Any drudgework you repeat two or three times should be encapsulated or scripted away, deterministically.


Not just laziness of writing scripts, but also laziness of learning what your options are, like inside the framework you use, or what is available off the shelf.

And btw AI is also terrible with this, because they learned from the same code written by the people who make these mistakes all the time. I need to write detailed explanations for them all the time about how to use tools/frameworks/language features properly, because majority of examples in their learning data are simply a huge pile of technical debt. They could never created anything proper without a step by step rulebook, and examples written manually.


This is a nice fantasy. In practice, maintaining tools that help you scaffold common code patterns take more time to create and maintain than it does to copy, paste, and edit.

Turns out LLMs are REALLY good at "make me this thing that is 90% the same as another thing I've built / you've seen before, but with this 10% being different"

Also, by your own metrics, laziness is a virtue, and copying, pasting, and editing is much easier and lazier than maintaining boilerplate tools. So it's not even following your 3 commandments.


> Also, by your own metrics, laziness is a virtue, and copying, pasting, and editing is much easier and lazier than maintaining boilerplate tools. So it's not even following your 3 commandments.

I mean, so is paying someone to write the code for you, but you're not really an engineer at that point, are you?

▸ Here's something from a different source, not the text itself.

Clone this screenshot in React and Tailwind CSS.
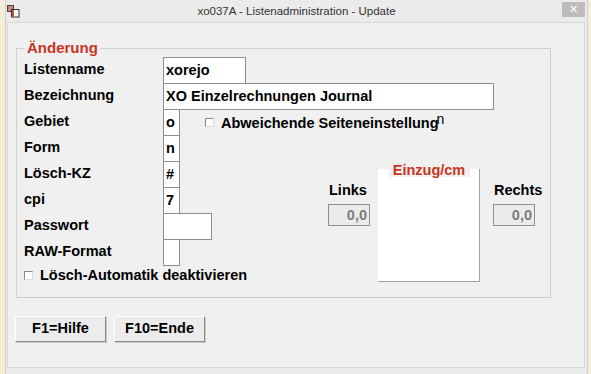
const Field = ({ className = "", children }) => (
  <div
    className={`h-[27px] shrink-0 border border-[#8d8d8d] bg-white pl-[2px] leading-[24px] ${className}`}
  >
    {children}
  </div>
)

const Row = ({ label, children }) => (
  <div className="flex h-[26px] items-start">
    <div className="h-[27px] w-[146px] shrink-0 pl-[7px] leading-[25px]">{label}</div>
    {children}
  </div>
)

const Check = () => (
  <div className="h-[9px] w-[9px] shrink-0 border border-t-[#8a8a8a] border-l-[#8a8a8a] border-r-[#dcdcdc] border-b-[#dcdcdc] bg-white" />
)

const NumBox = () => (
  <div className="h-[22px] w-[42px] border border-[#8f8f8f] bg-[#ebebeb] pr-[2px] text-right leading-[20px] text-[#7d7d7d]">
    0,0
  </div>
)

const Button = ({ children }) => (
  <button className="h-[26px] w-[91px] border border-t-white border-l-white border-r-[#8c8c8c] border-b-[#8c8c8c] bg-[#ececec] font-bold text-[14.5px] text-black shadow-[1px_1px_0_#c8c8c8]">
    {children}
  </button>
)

export default function App() {
  return (
    <div className="h-[374px] w-[591px] overflow-hidden bg-[#f3eed5] font-['Liberation_Sans',Arial,sans-serif]">
      <div className="ml-[5px] h-[374px] w-[583px] border-x border-[#cfcfcf] bg-[#ebebeb]">
        {/* title bar */}
        <div className="flex h-[22px] items-start">
          <div className="w-[25px] pl-[1px] pt-[5px]">
            <svg width="13" height="13" viewBox="0 0 13 13">
              <rect x="0.5" y="0.5" width="6" height="6" fill="#c98a78" stroke="#444" />
              <rect x="4.5" y="4.5" width="7.5" height="7.5" fill="#fff" stroke="#333" />
              <rect x="5" y="5" width="2" height="7" fill="#d0503a" />
            </svg>
          </div>
          <div className="flex-1 pt-[4px] text-center text-[11.5px] leading-[14px] text-[#333]">
            xo037A - Listenadministration - Update
          </div>
          <div className="flex w-[25px] justify-end pr-[2px] pt-[2px]">
            <div className="flex h-[15px] w-[23px] items-center justify-center bg-[#bcbcbc] text-[11px] leading-none text-white">
              ✕
            </div>
          </div>
        </div>

        {/* client area */}
        <div className="ml-[1px] h-[346px] w-[578px] border border-[#d8d8d8] bg-[#f0f0f0] text-[14.5px] font-bold text-black">
          <div className="relative ml-[8px] mt-[25px] h-[250px] w-[535px] border border-[#d0d0d0] pt-[8px]">
            <span className="absolute left-[8px] top-[-9px] bg-[#f0f0f0] px-[2px] text-[15px] leading-[16px] text-[#c9341e]">
              Änderung
            </span>

            <Row label="Listenname">
              <Field className="w-[83px]">xorejo</Field>
            </Row>
            <Row label="Bezeichnung">
              <Field className="w-[331px]">XO Einzelrechnungen Journal</Field>
            </Row>
            <Row label="Gebiet">
              <Field className="w-[17px]">o</Field>
              <div className="ml-[25px] flex h-[27px] items-center">
                <Check />
                <span className="ml-[7px] leading-[16px]">
                  Abweichende Seiteneinstellung
                  <span className="relative -top-[4px] -ml-[2px] text-[14px] font-normal">n</span>
                </span>
              </div>
            </Row>

            <div className="flex">
              <div className="w-[311px] shrink-0">
                <Row label="Form">
                  <Field className="w-[17px]">n</Field>
                </Row>
                <Row label="Lösch-KZ">
                  <Field className="w-[17px]">#</Field>
                </Row>
                <Row label="cpi">
                  <Field className="w-[17px]">7</Field>
                </Row>
                <Row label="Passwort">
                  <Field className="w-[49px]" />
                </Row>
                <Row label="RAW-Format">
                  <Field className="w-[17px]" />
                </Row>
                <div className="flex h-[20px] items-center pl-[7px]">
                  <Check />
                  <span className="ml-[7px] leading-[16px]">Lösch-Automatik deaktivieren</span>
                </div>
              </div>

              <div className="flex flex-col pt-[47px]">
                <div className="h-[16px] pl-px leading-[16px]">Links</div>
                <div className="mt-[6px]">
                  <NumBox />
                </div>
              </div>

              <div className="ml-[8px] flex w-[102px] flex-col pt-[28px]">
                <div className="relative z-10 mx-auto h-[14px] w-[81px] bg-[#f0f0f0] text-center leading-[14px] text-[#c9341e]">
                  Einzug/cm
                </div>
                <div className="-mt-[8px] h-[113px] border-r border-b border-[#a3a3a3] bg-white" />
              </div>

              <div className="ml-[13px] flex flex-col pt-[47px]">
                <div className="h-[16px] pl-px leading-[16px]">Rechts</div>
                <div className="mt-[6px]">
                  <NumBox />
                </div>
              </div>
            </div>
          </div>

          <div className="ml-[7px] mt-[18px] flex gap-[8px]">
            <Button>F1=Hilfe</Button>
            <Button>F10=Ende</Button>
          </div>
        </div>
      </div>
    </div>
  )
}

Engineering involves using stable, deterministic abstractions and components and understanding the architecture and ramifications of your design on a deep level. Yes, you can outsource this work. But don't delude yourself into thinking that you're still in the same profession.

(Of course, maybe you always thought of yourself as an entrepreneur and only saw coding as a means to an end. I think a lot of people are coming to that conclusion.)


Funny how people complain about macros as an abstraction mechanism, but replacing them with an LLM is fine.

Macros are referenced, like a function call.

LLM output sort of “vendors in” smart macros (for lack of a better description) by saving the actual output of the LLM. In that sense, they serve different purposes.


Yes, LLMs are more like offline code generators that can't be reliably re-run. So the very first step of producing the code is "easy", but after that you have lost that ease, and have to read and maintain the larger generated output.